26 dezembro 2013

Concurso de escrita criativa

O desafio para esta semana era: Escreva a carta de amor mais ridícula do mundo (máximo: 400 palavras).

Aqui vai a minha contribuição. 

JdB


***


Prezada Lucília,
Espero que esta te encontre de saúde, que nós por cá todos bem.
Guardo dentro de mim o que me faltou sair. Sou uma junta vedante de sentimentos, uma caixa hermética de onde não sai o ar comprimido que agitará a nossa relação. Sou um cárter entupido por falta de jeito, um amor em circuito fechado, sem trocas de calor com o exterior. Sou um coração adiabático, dir-se-ia.
Aqui, no remanso da manutenção na fábrica onde trabalho, tudo me recorda de ti. Nas patolas de um empilhador que segue lento e forte vislumbro os teus braços que avançam. Nas gambiarras que iluminam as entranhas dos motores vejo os teus seios tremeluzentes de esplendor. Passo as mãos pelas colunas que suportam estruturas de aço, certo de estar a tactear-te as coxas que me apertam sem retorno. Os sensores de presença que me protegem de máquinas em movimento são os teus olhos azuis, vigilantes numa reconfortante permanência.
És a fábrica do meu amor, do meu afecto, da minha ternura.

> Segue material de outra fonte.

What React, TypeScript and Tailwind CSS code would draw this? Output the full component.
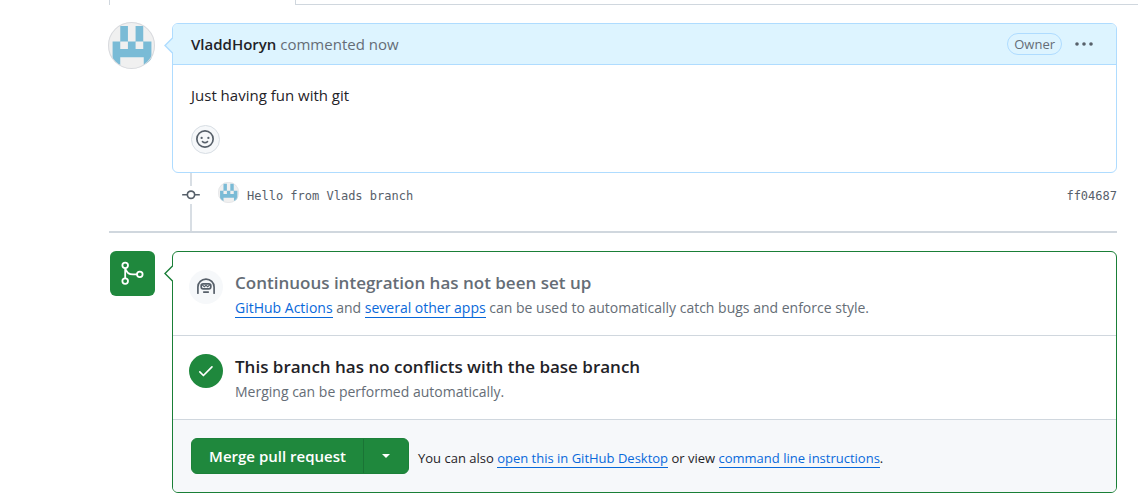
import React from "react";

const sans = "font-['Open_Sans','Noto_Sans',sans-serif]";
const mono = "font-['DejaVu_Sans_Mono','Liberation_Mono',monospace]";

function Avatar({ className }: { className: string }) {
  return (
    <svg viewBox="0 0 46 46" className={className} role="img" aria-label="VladdHoryn">
      <circle cx="23" cy="23" r="23" fill="#f0f0f0" />
      <path
        fill="#7abbd6"
        d="M12 4h7.500v15H27V4h7.500v15h8v16.500q-2 4-7.500 6.500v-7.500H12V42q-5-2-7.500-6.500V19H12z"
      />
      <path fill="#f0f0f0" d="M12 19h7.500v7.500H12zM27 19h7.500v7.500H27z" />
      <circle cx="23" cy="23" r="22.500" fill="none" stroke="#d8dade" />
    </svg>
  );
}

function Pointer({ fill, stroke }: { fill: string; stroke: string }) {
  return (
    <svg viewBox="0 0 9 17" className="absolute -left-[9px] top-[13px] h-[17px] w-[9px]" aria-hidden="true">
      <path d="M9 0.500 1 8.500l8 8" fill={fill} stroke={stroke} strokeWidth="1.400" />
    </svg>
  );
}

function SmileyIcon() {
  return (
    <svg viewBox="0 0 16 16" className="size-[18px]" aria-hidden="true">
      <circle cx="8" cy="8" r="7.250" fill="none" stroke="currentColor" strokeWidth="1.500" />
      <circle cx="5" cy="7" r="1" fill="currentColor" />
      <circle cx="11" cy="7" r="1" fill="currentColor" />
      <path d="M5.800 10.250Q8 12.300 10.200 10.250" fill="none" stroke="currentColor" strokeWidth="1.500" strokeLinecap="round" />
    </svg>
  );
}

function CommitIcon() {
  return (
    <svg viewBox="0 0 16 16" className="size-[18px]" fill="currentColor" aria-hidden="true">
      <path d="M11.930 8.500a4.002 4.002 0 0 1-7.860 0H.75a.75.75 0 0 1 0-1.500h3.320a4.002 4.002 0 0 1 7.860 0h3.320a.75.75 0 0 1 0 1.500Zm-1.430-.75a2.500 2.500 0 1 0-5 0 2.500 2.500 0 0 0 5 0Z" />
    </svg>
  );
}

function MergeIcon() {
  return (
    <svg viewBox="0 0 24 24" className="size-[27px]" fill="none" stroke="currentColor" strokeWidth="1.600" aria-hidden="true">
      <circle cx="5.500" cy="4.750" r="2.500" />
      <circle cx="5.500" cy="18.750" r="2.500" />
      <circle cx="18.500" cy="12.750" r="2.500" />
      <path d="M5.500 7.250v9M5.500 7.250q1.500 5.500 7 5.500H16" />
    </svg>
  );
}

function HubotIcon() {
  return (
    <svg viewBox="0 0 16 16" className="size-[18px]" fill="none" stroke="currentColor" strokeWidth="1.500" strokeLinecap="round" aria-hidden="true">
      <path d="M.8 13.500V8a7.200 7 0 0 1 14.400 0v5.500" />
      <rect x="3.700" y="5.200" width="8.600" height="4.400" rx="1.800" />
      <path d="m5 6.500 1.500 1.200L8 6.500l1.500 1.200L11 6.500" strokeWidth="1" />
      <path d="M6 12.500h4" />
    </svg>
  );
}

const link = "border-b border-[#0969da] text-[#0969da]";

export default function App() {
  return (
    <div className={`${sans} min-h-screen bg-white pl-[109px] text-[15px] text-[#1f2328]`}>
      <div className="flex h-[5px]" aria-hidden="true">
        <div className="w-[187px] border-x border-[#d0d7de]" />
        <div className="grow border-b border-[#d0d7de]" />
      </div>

      <main className="pr-[21px]">
        <article className="flex items-start gap-[17px] pt-[18px]">
          <Avatar className="-mt-px -ml-px size-[47px] shrink-0" />
          <div className="relative min-w-0 grow rounded-md border border-[#afdcff] bg-white">
            <header className="flex h-[41px] items-center rounded-t-[5px] border-b border-[#afdcff] bg-[#ddf4ff] px-[18px]">
              <h3 className="grow text-[#656d76]">
                <strong className="font-semibold text-[#1f2328]">VladdHoryn</strong> commented now
              </h3>
              <span className="rounded-full border border-[#afdcff] px-[6px] text-[13px] leading-[20px] font-medium text-[#656d76]">Owner</span>
              <button type="button" aria-label="Show options" className="mr-[5px] ml-[13px] text-[#57606a]">
                <svg viewBox="0 0 18 4" className="h-[4px] w-[18px]" fill="currentColor" aria-hidden="true">
                  <circle cx="2" cy="2" r="1.800" />
                  <circle cx="9" cy="2" r="1.800" />
                  <circle cx="16" cy="2" r="1.800" />
                </svg>
              </button>
            </header>
            <Pointer fill="#ddf4ff" stroke="#afdcff" />
            <div className="p-[18px]">
              <p className="leading-6">Just having fun with git</p>
              <button type="button" aria-label="Add reaction" className="mt-[18px] flex size-[29px] items-center rounded-full border border-[#d8dee4] bg-[#f6f8fa] pb-px pl-[4px] text-[#57606a]">
                <SmileyIcon />
              </button>
            </div>
          </div>
        </article>

        <div className="flex h-[60px] border-b-2 border-[#d0d7de] pl-[72px]">
          <div className="flex w-[20px] flex-col items-center">
            <div className="h-[13px] w-[2px] bg-[#d8dee4]" />
            <div className="flex h-[18px] items-center text-[#57606a]"><CommitIcon /></div>
            <div className="w-[2px] grow bg-[#d8dee4]" />
          </div>
          <div className={`${mono} flex grow items-start pt-[9px] text-[12px] leading-[28px] text-[#57606a]`}>
            <Avatar className="mr-[8px] ml-[17px] size-[21px]" />
            <span className="grow">Hello from Vlads branch</span>
            <span>ff04687</span>
          </div>
        </div>

        <section className="flex items-start gap-[17px] pt-[18px] pl-px">
          <div className="flex size-[45px] shrink-0 items-center justify-center rounded-md bg-[#1f883d] text-white">
            <MergeIcon />
          </div>
          <div className="relative min-w-0 grow rounded-md border border-[#1a7f37] bg-white">
            <Pointer fill="#ffffff" stroke="#1a7f37" />
            <div className="flex min-h-[84px] border-b border-[#d0d7de] px-[16px] pt-[18px]">
              <div className="mr-[12px] flex size-[34px] shrink-0 items-center justify-center rounded-full bg-[#f6f8fa] text-[#57606a]">
                <HubotIcon />
              </div>
              <div className="text-[14px] text-[#656d76]">
                <h3 className="text-[17px] leading-[26px] font-semibold">Continuous integration has not been set up</h3>
                <p className="leading-[24px]">
                  <a href="#actions" className={link}>GitHub Actions</a> and <a href="#apps" className={link}>several other apps</a> can be used to automatically catch bugs and enforce style.
                </p>
              </div>
            </div>
            <div className="flex min-h-[84px] border-b border-[#d0d7de] px-[16px] pt-[18px]">
              <div className="mr-[12px] flex size-[34px] shrink-0 items-center justify-center rounded-full bg-[#1f883d] text-white">
                <svg viewBox="0 0 16 16" className="size-[18px]" fill="none" stroke="currentColor" strokeWidth="1.500" strokeLinecap="round" strokeLinejoin="round" aria-hidden="true">
                  <path d="m2.500 8.800 3.200 3.200 7.600-7.600" />
                </svg>
              </div>
              <div className="text-[14px] text-[#656d76]">
                <h3 className="text-[17px] leading-[26px] font-semibold text-[#1f2328]">This branch has no conflicts with the base branch</h3>
                <p className="leading-[24px]">Merging can be performed automatically.</p>
              </div>
            </div>
            <div className="flex min-h-[72px] items-center rounded-b-[5px] bg-[#f6f8fa] px-[18px]">
              <div className="flex h-[36px] shrink-0 rounded-md border border-[#1c8139] bg-[#1f883d] text-white">
                <button type="button" className="w-[171px] text-[15px] font-semibold">Merge pull request</button>
                <button type="button" aria-label="Select merge method" className="flex w-[45px] items-center justify-center border-l border-[#1a7435]">
                  <svg viewBox="0 0 8 4" className="h-[4px] w-[8px]" fill="currentColor" aria-hidden="true"><path d="M0 0h8L4 4z" /></svg>
                </button>
              </div>
              <p className="ml-[9px] pt-[3px] text-[13px] leading-5">
                You can also <a href="#desktop" className={link}>open this in GitHub Desktop</a> or view <a href="#cli" className={link}>command line instructions</a>.
              </p>
            </div>
          </div>
        </section>
      </main>
    </div>
  );
}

És a minha usina, a minha linha de produção, a minha ausência de improdutividade.
Os equipamentos trabalham a cadências certas; os pistões sobem e descem uivando satisfação, gemendo prazer. Aqui e ali param, gritando avarias, solicitando cuidados, ansiando atenções. Em tudo te vejo, em tudo te imagino, em tudo te sinto. Em tudo toco, certo de que uma biela é um braço, um cabo eléctrico é um fio de cabelo, uma válvula é uma boca que me beija, me morde, me sussurra.
Quedo-me de olhos fechados ouvindo os ruídos da instalação: detecto assimetrias vibratórias, identifico excesso de decibéis, rearranjo protectores sonoros. És tu, és tu, és tu! Tudo são as tuas palavras, os teus pedidos, as frases com que me incendeias, e para esse fogo não há extintor adequado.
Prezada Lucília,  
O que é uma nave central se não o teu corpo? O que é um centro de comando se não o teu coração? O que é o meu contrato de trabalho se não o pacto que me liga a ti, sem feriados nem acordos colectivos de trabalho? O que é tudo isto se não fores tudo tu?
Oiço-te, sinto-te, incluo-te nesta manutenção preventiva com que protejo o que me é querido: uma rotuladora, uma máquina de soldar, um sorriso ou um nariz estreito.
Beijo-te com o mesmo esmero com que limpo uma bomba de vácuo.

Amílcar, o teu engenheiro-chefe.

2 comentários:

Anónimo disse...

o busílis é que de ridicula nada tem... magnífica carta de amor, belissima paixão em dose industrial.

arit netoj disse...

Que carta mais ridícula! Conseguiu mesmo o objetivo, parabéns!